だからこそ、ココではモエに話させ練習させていたんだが。
本当に大丈夫だろうか。
長期記憶の改変だぞ。
『大丈夫よ、アナタを知ってモエも知った上での演算だもの、摩擦係数は実質0よ』
負荷が無いなら良いんだが。
《ごめんねリリーちゃん、やっぱり寂しいわ》
『私もです』
素直で天真爛漫な家族。
だからこそ領民は信用し、納税し、還元されれば感謝する。
ココは分かり易く言うなら、田舎ならではの地域密着型統治法。
だがジェイドは王都付近の領地を管理し、王都での仕事も担う貴族。
果たして、幾ら有能な伯父の元とは言えど、本当に勉強になるのだろうか。
『大丈夫よ、ココまで演算通りだもの』
そうなのか。
凄いな、流石ラプラス、演算の悪魔だな。
『本当に、大きくなりましたね』
「はい、アレから1年ですから」
とうとう僕はリリーの背を抜いた。
十分な睡眠に適度な運動、そして食事にも気を配り、成人前に追い抜く事が出来た。
『半年前は、ココだった筈が』
「はい、成長期ですから」
リリーは背なんか気にしないだろうけれど、やっぱり何か有った時はリリーを抱えられる体が欲しかった。
なので伯父様にお願いし、体も鍛えても貰った。
『どうですか、伯父様は』
「はい、相変わらずですので、僕には寧ろ有り難い限りです」
リリーの家族とは真逆の伯父様の家庭ですが、起伏が少ないだけで、冷静で穏やかなご家族なんです。

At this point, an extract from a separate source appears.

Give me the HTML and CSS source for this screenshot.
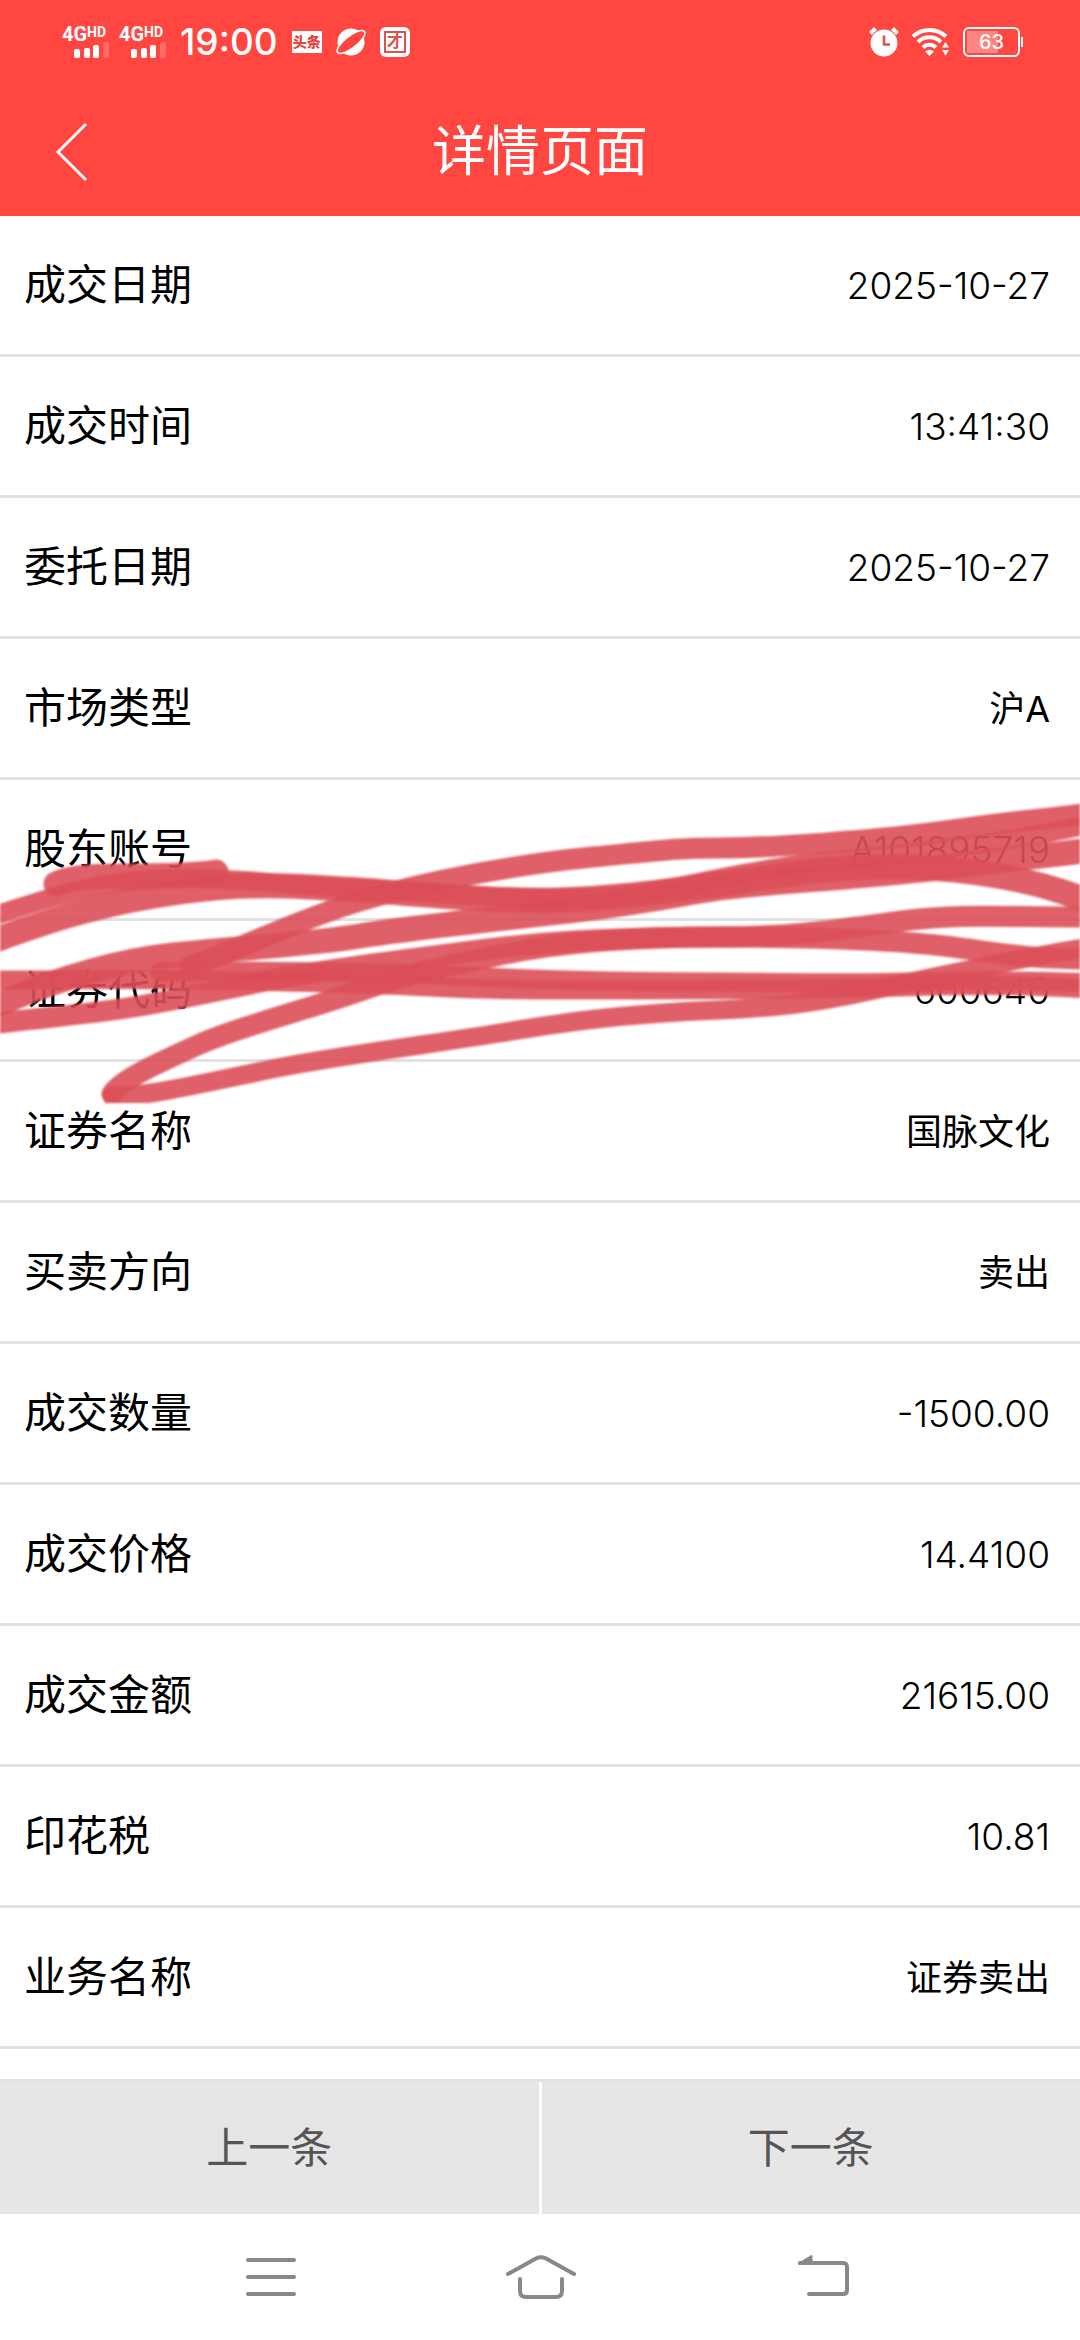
FILE: index.html
```html
<!DOCTYPE html>
<html lang="zh-CN">
<head>
    <meta charset="UTF-8">
    <meta name="viewport" content="width=device-width, initial-scale=1.0">
    <title>详情页面</title>
    <link rel="stylesheet" href="styles.css">
</head>
<body>
    <!-- 状态栏 -->
    <div class="status">
        <div class="status-left">
            <div class="signal">
                <div class="net">4G<span class="hd">HD</span></div>
                <svg class="bars" viewBox="0 0 36 16"><rect x="0" y="7" width="6" height="9" rx="2"/><rect x="10" y="6" width="6" height="10" rx="2"/><rect x="19" y="3" width="6" height="13" rx="2"/><rect x="29" y="0" width="6" height="16" rx="2" opacity=".2"/></svg>
            </div>
            <div class="signal">
                <div class="net">4G<span class="hd">HD</span></div>
                <svg class="bars" viewBox="0 0 36 16"><rect x="0" y="7" width="6" height="9" rx="2"/><rect x="10" y="6" width="6" height="10" rx="2"/><rect x="19" y="3" width="6" height="13" rx="2"/><rect x="29" y="0" width="6" height="16" rx="2" opacity=".2"/></svg>
            </div>
            <span class="clock">19:00</span>
            <span class="toutiao">头条</span>
            <svg class="icon" viewBox="0 0 30 30">
                <circle cx="15" cy="15" r="13.5" fill="#fff"/>
                <ellipse cx="15" cy="15" rx="17" ry="6" transform="rotate(-38 15 15)" fill="#ff4641" stroke="#fff" stroke-width="1.6"/>
            </svg>
            <span class="tuan"><span class="tuan-in">才</span></span>
        </div>
        <div class="status-right">
            <svg class="icon" viewBox="0 0 30 30">
                <circle cx="15" cy="16" r="13.5" fill="#fff"/>
                <path d="M1.500 6.500l5-5M28.500 6.500l-5-5" stroke="#fff" stroke-width="4"/>
                <path d="M15 8.500v9h6" fill="none" stroke="#d9534f" stroke-width="2.600"/>
            </svg>
            <svg class="wifi" viewBox="0 0 40 30">
                <g fill="none" stroke="#fff" stroke-width="4">
                    <path d="M2 9.500a24 24 0 0 1 33 0"/>
                    <path d="M7 15a16.500 16.500 0 0 1 23 0"/>
                    <path d="M12 20.500a9 9 0 0 1 13 0"/>
                </g>
                <path d="M18.500 29l-4.500-4.500q4.500-3.500 9 0zM31 20.500l3.500-5.500 3.500 5.500zM31 23l3.500 5.500 3.500-5.500z" fill="#fff"/>
            </svg>
            <span class="battery"><span class="level">63</span></span>
        </div>
    </div>

    <!-- 标题栏 -->
    <header class="header">
        <button class="back" type="button" aria-label="返回">
            <svg viewBox="0 0 32 60"><path d="M30 2L2 30l28 28" fill="none" stroke="#fff" stroke-width="3"/></svg>
        </button>
        <h1>详情页面</h1>
    </header>

    <!-- 成交详情 -->
    <main class="detail">
        <dl class="list">
            <div class="row"><dt>成交日期</dt><dd class="num">2025-10-27</dd></div>
            <div class="row"><dt>成交时间</dt><dd class="num">13:41:30</dd></div>
            <div class="row"><dt>委托日期</dt><dd class="num">2025-10-27</dd></div>
            <div class="row"><dt>市场类型</dt><dd>沪A</dd></div>
            <div class="row"><dt>股东账号</dt><dd class="num">A101895719</dd></div>
            <div class="row"><dt>证券代码</dt><dd class="num">600640</dd></div>
            <div class="row"><dt>证券名称</dt><dd>国脉文化</dd></div>
            <div class="row"><dt>买卖方向</dt><dd>卖出</dd></div>
            <div class="row"><dt>成交数量</dt><dd class="num">-1500.00</dd></div>
            <div class="row"><dt>成交价格</dt><dd class="num">14.4100</dd></div>
            <div class="row"><dt>成交金额</dt><dd class="num">21615.00</dd></div>
            <div class="row"><dt>印花税</dt><dd class="num">10.81</dd></div>
            <div class="row"><dt>业务名称</dt><dd>证券卖出</dd></div>
        </dl>

        <!-- 涂抹笔迹 -->
        <svg class="scribble" viewBox="0 800 1080 303" preserveAspectRatio="none" aria-hidden="true">
            <path class="thick" d="M56 884C72 876 100 876 130 876S190 876 216 872"/>
            <path d="M-10 917C50 898 90 882 160 879S280 885 360 889S480 898 560 898S660 890 720 878S800 864 853 859S1020 841 1090 824"/>
            <path class="thick" d="M-10 942C60 916 110 902 180 892S300 886 360 890S500 902 560 900S660 892 720 884S810 869 870 867S1020 872 1090 902"/>
            <path class="thick" d="M-10 1008C40 985 100 966 150 958S300 946 360 936S540 915 600 907S680 894 720 888S880 876 953 866S1040 857 1090 850"/>
            <path class="mid" d="M190 966C240 950 290 922 360 901S520 864 593 857S680 848 720 848S880 841 953 830S1040 820 1090 813"/>
            <path d="M-10 980C60 980 120 979 180 980S300 982 360 984S470 990 540 990S800 990 900 987S1040 986 1090 989"/>
            <path d="M160 972C260 970 380 972 460 976S640 982 720 982S840 984 910 982S1040 981 1090 983"/>
            <path class="mid" d="M-10 1024C40 1018 90 1014 133 1007S220 990 270 980S420 958 480 950S620 937 720 937S900 940 953 947S1030 959 1090 959"/>
            <path class="mid" d="M112 1094C120 1080 160 1062 200 1044S300 1012 360 991S440 968 500 955S640 937 720 937S860 926 910 920S1000 917 1090 917"/>
            <path d="M112 1096C140 1098 200 1084 267 1070S420 1046 493 1034S620 1014 720 1010S860 992 920 980S1020 958 1090 947"/>
        </svg>
    </main>

    <footer class="pager">
        <button type="button">上一条</button>
        <button type="button">下一条</button>
    </footer>

    <!-- 系统导航 -->
    <nav class="nav">
        <button type="button" aria-label="菜单">
            <svg viewBox="0 0 72 72"><path d="M20 19h46M20 36h46M20 53h46"/></svg>
        </button>
        <button type="button" aria-label="主页">
            <svg viewBox="0 0 72 72"><path d="M4 33L32 17.500q5-2.500 10 0L70 33M16 38v12q0 6 6 6h30q6 0 6-6V38"/></svg>
        </button>
        <button type="button" aria-label="返回上级">
            <svg viewBox="0 0 72 72"><path d="M20 22h43q4 0 4 4v23q0 4-4 4H29"/><path class="fill" d="M19 22.500L31.500 15v7.500z"/></svg>
        </button>
    </nav>
</body>
</html>
```
FILE: styles.css
```css
* {
    margin: 0;
    padding: 0;
    box-sizing: border-box;
}

body {
    min-height: 100vh;
    display: flex;
    flex-direction: column;
    background-color: #fff;
    color: #000;
    font-family: Inter, "Noto Sans CJK SC", sans-serif;
}

button {
    border: none;
    background: none;
    font-family: inherit;
}

svg {
    display: block;
}

/* 状态栏 */
.status {
    height: 84px;
    padding: 0 60px 0 62px;
    display: flex;
    justify-content: space-between;
    align-items: center;
    background-color: #ff4641;
    color: #fff;
}

.status-left,
.status-right {
    display: flex;
    align-items: center;
}

.status-left {
    gap: 14px;
}

.status-right {
    gap: 12px;
}

.signal {
    width: 48px;
    margin-right: -5px;
}

.net {
    display: flex;
    align-items: flex-start;
    height: 16px;
    font: bold 20px/16px Roboto, sans-serif;
}

.hd {
    font-size: 14px;
    line-height: 12px;
}

.bars {
    width: 36px;
    height: 16px;
    margin-left: 12px;
    fill: #fff;
}

.clock {
    margin-left: 4px;
    font-size: 37px;
    line-height: 40px;
    font-weight: 500;
}

.toutiao {
    width: 30px;
    height: 22px;
    background-color: #fff;
    color: #e0433f;
    font-size: 14px;
    font-weight: 900;
    line-height: 21px;
    text-align: center;
}

.icon {
    width: 30px;
    height: 30px;
    overflow: visible;
}

.tuan {
    width: 30px;
    height: 30px;
    padding: 4px;
    border-radius: 6px;
    background-color: #fff;
}

.tuan-in {
    display: block;
    height: 22px;
    border: 2px solid #d9534f;
    color: #d9534f;
    font-size: 16px;
    font-weight: bold;
    line-height: 17px;
    text-align: center;
}

.wifi {
    width: 40px;
    height: 30px;
}

.battery {
    position: relative;
    width: 57px;
    height: 30px;
    padding: 2px;
    border: 2px solid #fff;
    border-radius: 6px;
}

.battery::after {
    content: "";
    position: absolute;
    top: 8px;
    right: -5px;
    width: 2px;
    height: 10px;
    background-color: #fff;
}

.level {
    display: block;
    height: 22px;
    background: linear-gradient(to right, #ff8583 63%, transparent 63%);
    font-size: 20px;
    font-weight: 500;
    line-height: 22px;
    text-align: center;
}

/* 标题栏 */
.header {
    height: 132px;
    padding: 4px 56px 0;
    display: grid;
    grid-template-columns: 1fr auto 1fr;
    align-items: center;
    background-color: #ff4641;
    color: #fff;
}

.header h1 {
    font-size: 54px;
    font-weight: normal;
    line-height: 64px;
}

.back {
    justify-self: start;
}

.back svg {
    width: 32px;
    height: 60px;
}

/* 详情列表 */
.detail {
    flex: 1;
    position: relative;
}

.row {
    height: 141px;
    padding: 0 30px 0 24px;
    display: flex;
    justify-content: space-between;
    align-items: center;
    border-bottom: 3px solid #e2e2e2;
}

.row dt {
    padding-bottom: 8px;
    font-size: 42px;
}

.row dd {
    padding-bottom: 4px;
    font-size: 36px;
}

.row .num {
    padding-bottom: 0;
    font-size: 37px;
    font-weight: 300;
}

.scribble {
    position: absolute;
    top: 584px;
    left: 0;
    width: 100%;
    height: 303px;
    fill: none;
    stroke: #dc4f58;
    stroke-width: 19px;
    stroke-opacity: .9;
    stroke-linecap: round;
    filter: blur(1px);
    pointer-events: none;
}

.scribble .mid {
    stroke-width: 21px;
}

.scribble .thick {
    stroke-width: 25px;
}

/* 上一条 / 下一条 */
.pager {
    display: flex;
    border-top: 3px solid #e2e2e2;
}

.pager button {
    flex: 1;
    height: 132px;
    padding-bottom: 8px;
    background-color: #e6e6e6;
    color: #555;
    font-size: 42px;
}

.pager button:first-child {
    border-right: 3px solid #fff;
}

/* 系统导航 */
.nav {
    height: 126px;
    display: flex;
    justify-content: center;
    align-items: center;
    gap: 204px;
}

.nav svg {
    width: 72px;
    height: 72px;
    fill: none;
    stroke: #888;
    stroke-width: 4px;
    stroke-linecap: round;
    stroke-linejoin: round;
}

.nav .fill {
    fill: #888;
    stroke-width: 2px;
}
```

けれど、だからこそ誤解され易いんですが、本当に良くして頂いています。
『ふふふ、私、生まれる家を少し間違えてしまったんですよ』
「そんな事は無いです、良く似てらっしゃいますよ。思い遣りと優しさが有って、確かにリリーは真面目ですけど、十分似ています」
『そう、ですかね』
「今なら分かります、冗談を言うか言わないかだけで、芯の強さも優しさもそっくりです」
庶民には凄く親しみ易いんですが、高位貴族には確かに受けが悪いと思います。
ですけど、良い悪いでは無い。
適切な場所に配置され、しっかり運営がなされている。
貴族らしさとは、そこです。
他者の命を背負い、良き管理を行う。
それこそが貴族。
高位には高位の、下位には下位の問題が存在する。
その点、本当に伯父様は凄いんです。
中間に位置し、双方を繋ぐ役目。
中間管理職が、僕は最も難しいのだと思い知らされました。
『すっかり男らしくなられましたね』
まだ、リリーには男としては見られていませんが。
コレは仕方の無い事、だって僕はまだ、成人前なんですから。
しっかり者のリリーが、そんな目で見るワケが無い。
「もっともっと男らしくなりますから、見てて下さいね」
『はい』
リリーは僕を置いて直ぐ、また旅に出てしまった。
今まで関わった者の様子を伺いに、そして妹さんの様子を伺いに。
その合間に、また誰かを助けたり、求婚されたり。
でも、まだ婚約者は居ません。
だから、そこに少しだけ期待しています。
そして、甘えています。
もしかすれば、待っていてくれているんじゃないかって。
でも油断は出来ません。
リリーには、相変わらず婚約の申し込みが有るんですから。